Jessie Boswell: "Trzy okna"
Jessie Boswell, podobnie jak wszyscy lub prawie wszyscy członkowie Gruppo di Sei, żywotnego przez kilka lat zgrupowania sześciu włoskich malarzy o antyfaszystowskich tendencjach, nie zapisała się w historii sztuki złotymi zgłoskami. Jeśli nie władamy językiem włoskim, odnajdziemy na jej temat nie więcej niż suche notki biograficzne, a nawet Włosi nie płoną dziś zachwytem nad Angielką, która spędziła w ich kraju prawie całe życie. Nie dziwi mnie to ani trochę.
Dorobek Boswell to głównie pejzaże miejskie i wiejskie, wnętrza mieszkań i portrety, prawie wszystkie namalowane podobną, inspirowaną postimpresjonizmem techniką, niebrzydkie, ale zupełnie nieciekawe. Wyróżniają się wśród nich "Trzy okna", namalowane inaczej, dość precyzyjną kreską i również inaczej obdarowane scenografią - realistyczną, ale nienaturalną, każącą wypatrywać jakichś surrealistycznych akcentów, które jednak nie nadchodzą. Widzimy prosty kadr wewnątrz pomieszczenia, przypuszczalnie na wysokiej kondygnacji jakiejś wieży na planie ośmiokąta foremnego, z pięcioma dużymi, otwartymi na oścież oknami (z czego tylko trzy tytułowe są widoczne w pełni) i dwoma krzesłami ustawionymi jak dla obserwatorów wiejskiego krajobrazu, rysującego się na zewnątrz.

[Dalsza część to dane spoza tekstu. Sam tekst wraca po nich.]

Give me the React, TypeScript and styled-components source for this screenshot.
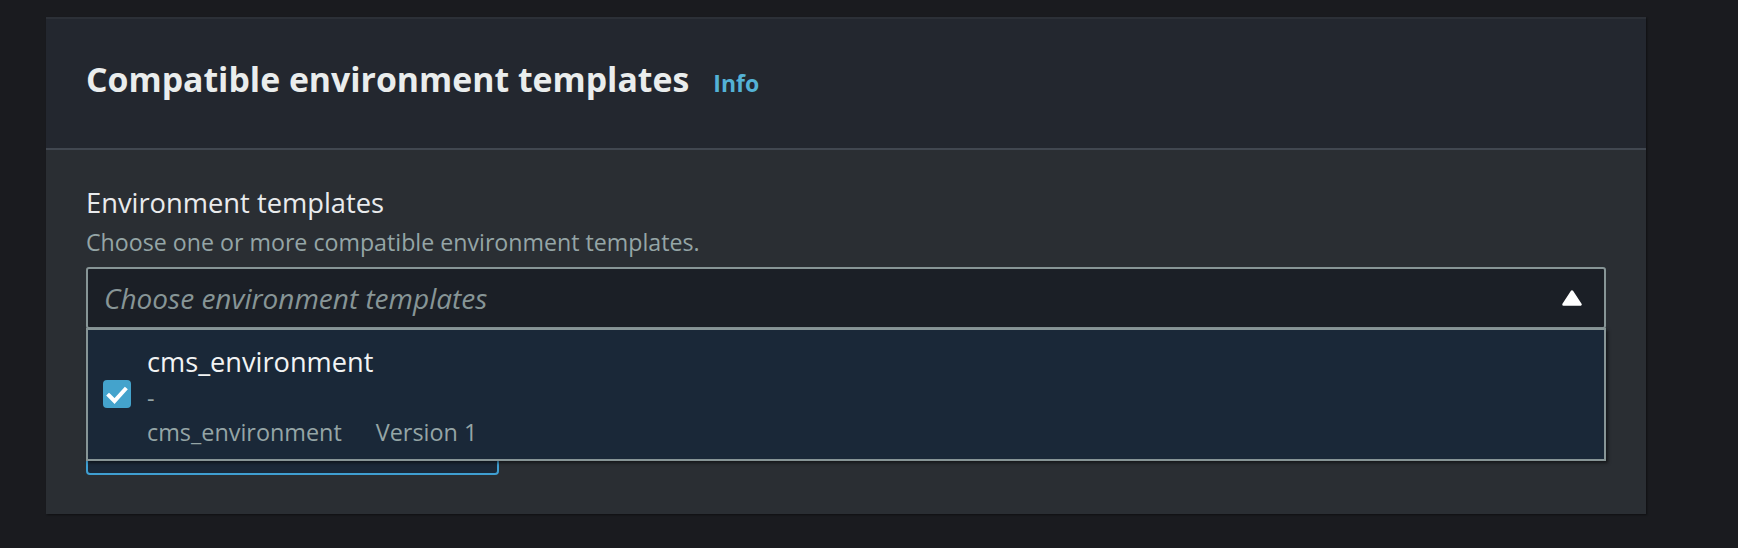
import React from 'react';
import styled, { createGlobalStyle } from 'styled-components';

const GlobalStyle = createGlobalStyle`
  html, body {
    margin: 0;
    padding: 0;
    background: #1a1b1f;
  }
  body {
    font-family: 'Open Sans', 'Liberation Sans', sans-serif;
    -webkit-font-smoothing: antialiased;
  }
`;

const Page = styled.div`
  padding: 17px 0 0 46px;
  min-height: 548px;
  box-sizing: border-box;
`;

const Panel = styled.section`
  width: 1600px;
  background: #2a2e33;
  border-top: 2px solid #2c3037;
  box-shadow: 1px 1px 2px rgba(0, 0, 0, 0.45);
`;

const Header = styled.header`
  display: flex;
  align-items: baseline;
  gap: 24px;
  padding: 38px 40px 47px 40px;
  background: #23272f;
  border-bottom: 2px solid #414750;
`;

const Title = styled.h2`
  margin: 0;
  font-size: 33.8px;
  line-height: 44px;
  font-weight: 700;
  color: #eaeded;
`;

const InfoLink = styled.a`
  font-size: 23px;
  font-weight: 700;
  color: #54b2d6;
  text-decoration: none;
`;

const Body = styled.div`
  padding: 35px 40px 39px 40px;
`;

const Label = styled.div`
  font-size: 27.3px;
  line-height: 36px;
  font-weight: 500;
  color: #e9ebed;
`;

const Description = styled.div`
  margin-top: 6px;
  font-size: 23.2px;
  line-height: 30px;
  color: #95a5a6;
`;

const SelectWrap = styled.div`
  position: relative;
  margin-top: 10px;
`;

const Trigger = styled.div`
  display: flex;
  align-items: center;
  justify-content: space-between;
  height: 62px;
  box-sizing: border-box;
  padding: 0 22px 0 16px;
  background: #1b1f26;
  border: 2px solid #879596;
  border-radius: 3px;
`;

const Placeholder = styled.span`
  font-size: 28px;
  line-height: 36px;
  font-style: italic;
  color: #879596;
`;

const Caret = styled.svg`
  display: block;
  width: 20px;
  height: 16px;
`;

const Dropdown = styled.ul`
  position: absolute;
  left: 0;
  right: 0;
  top: calc(100% - 1px);
  z-index: 10;
  margin: 0;
  padding: 0;
  list-style: none;
  background: #1a2838;
  border: 2px solid #879596;
  box-shadow: 2px 2px 3px rgba(0, 0, 0, 0.5);
`;

const Option = styled.li`
  display: flex;
  align-items: center;
  gap: 16px;
  padding: 14px 15px 10px 15px;
`;

const Checkbox = styled.span<{ checked?: boolean }>`
  flex-shrink: 0;
  width: 28px;
  height: 28px;
  border-radius: 4px;
  background: ${p => (p.checked ? '#44a3cc' : 'transparent')};
  display: flex;
  align-items: center;
  justify-content: center;
  margin-top: -6px;
`;

const OptionText = styled.div`
  display: flex;
  flex-direction: column;
`;

const OptionLabel = styled.div`
  font-size: 27.2px;
  line-height: 36px;
  color: #f2f3f3;
`;

const OptionMeta = styled.div<{ $shift?: number; $height?: number }>`
  display: flex;
  gap: 34px;
  padding-top: ${p => p.$shift ?? 0}px;
  font-size: 23.4px;
  line-height: ${p => p.$height ?? 34.5}px;
  color: #95a5a6;
`;

const Token = styled.div`
  width: 413px;
  height: 134px;
  margin-top: 12px;
  box-sizing: border-box;
  background: #1a2838;
  border: 2px solid #3f9fd2;
  border-radius: 4px;
`;

export default function App() {
  return (
    <>
      <GlobalStyle />
      <Page>
        <Panel>
          <Header>
            <Title>Compatible environment templates</Title>
            <InfoLink href="#">Info</InfoLink>
          </Header>
          <Body>
            <Label>Environment templates</Label>
            <Description>Choose one or more compatible environment templates.</Description>
            <SelectWrap>
              <Trigger>
                <Placeholder>Choose environment templates</Placeholder>
                <Caret viewBox="0 0 20 16">
                  <path d="M10 1.5 L18.5 14.5 L1.5 14.5 Z" fill="#ffffff" stroke="#ffffff" strokeWidth="2.5" strokeLinejoin="round" />
                </Caret>
              </Trigger>
              <Dropdown>
                <Option>
                  <Checkbox checked>
                    <svg width="28" height="28" viewBox="0 0 28 28">
                      <path d="M6 15.5 L11.5 21 L22 9.5" fill="none" stroke="#ffffff" strokeWidth="4" strokeLinecap="square" />
                    </svg>
                  </Checkbox>
                  <OptionText>
                    <OptionLabel>cms_environment</OptionLabel>
                    <OptionMeta $shift={3} $height={31.5}>-</OptionMeta>
                    <OptionMeta>
                      <span>cms_environment</span>
                      <span>Version 1</span>
                    </OptionMeta>
                  </OptionText>
                </Option>
              </Dropdown>
            </SelectWrap>
            <Token />
          </Body>
        </Panel>
      </Page>
    </>
  );
}
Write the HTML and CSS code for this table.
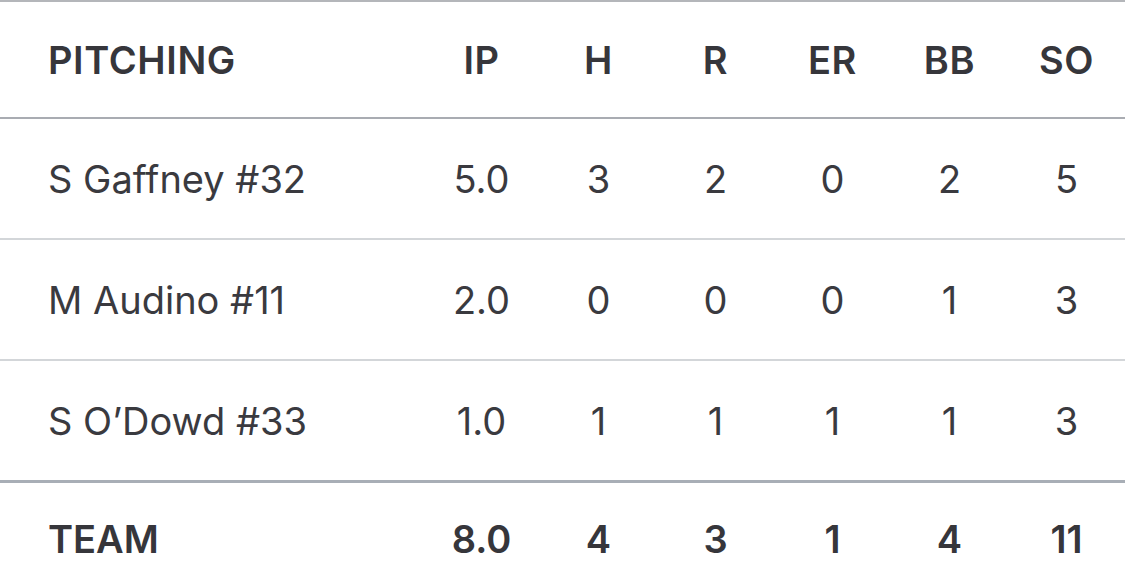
FILE: index.html
```html
<!DOCTYPE html>
<html>
<head>
<meta charset="utf-8">
<link rel="stylesheet" href="styles.css">
</head>
<body>
<div class="box">
  <div class="row head">
    <div class="name">PITCHING</div>
    <div class="c">IP</div><div class="c">H</div><div class="c">R</div><div class="c">ER</div><div class="c">BB</div><div class="c">SO</div>
  </div>
  <div class="row body">
    <div class="name">S Gaffney #32</div>
    <div class="c">5.0</div><div class="c">3</div><div class="c">2</div><div class="c">0</div><div class="c">2</div><div class="c">5</div>
  </div>
  <div class="row body">
    <div class="name">M Audino #11</div>
    <div class="c">2.0</div><div class="c">0</div><div class="c">0</div><div class="c">0</div><div class="c">1</div><div class="c">3</div>
  </div>
  <div class="row body last">
    <div class="name">S O’Dowd #33</div>
    <div class="c">1.0</div><div class="c">1</div><div class="c">1</div><div class="c">1</div><div class="c">1</div><div class="c">3</div>
  </div>
  <div class="row team">
    <div class="name">TEAM</div>
    <div class="c">8.0</div><div class="c">4</div><div class="c">3</div><div class="c">1</div><div class="c">4</div><div class="c">11</div>
  </div>
</div>
</body>
</html>
```
FILE: styles.css
```css
html, body {
  margin: 0;
  padding: 0;
  background: #ffffff;
  overflow: hidden;
}
.box {
  width: 1125px;
  height: 586px;
  border-top: 2px solid #b4b6ba;
  font-family: "Inter", "Liberation Sans", sans-serif;
  color: #36363b;
  box-sizing: border-box;
}
.row {
  display: grid;
  grid-template-columns: 1fr repeat(6, 117px);
  align-items: center;
}
.name {
  padding-left: 48px;
}
.c {
  text-align: center;
}
.head {
  height: 115px;
  border-bottom: 2px solid #a9acb2;
  font-size: 38px;
  font-weight: 600;
  letter-spacing: 0.6px;
}
.body {
  height: 119px;
  border-bottom: 2px solid #d3d6d9;
  font-size: 38px;
  font-weight: 400;
  color: #3a3a3f;
}
.body.last {
  border-bottom: 3px solid #a8aeb6;
}
.team {
  height: 100px;
  padding-top: 6px;
  font-size: 38px;
  font-weight: 600;
}
```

Ot, gierka z percepcją, niezła, ale bagatelna i co gorsza niepodparta walorami formalnymi płótna. Niestety, kiedy patrzę na dzieło Jessie Boswell, widzę skrzyżowanie Magritte'a z De Chirico tak podrzędne wobec dzieł tych mistrzów, że od razu tracę zainteresowanie, mimo że nie jest to zły obraz.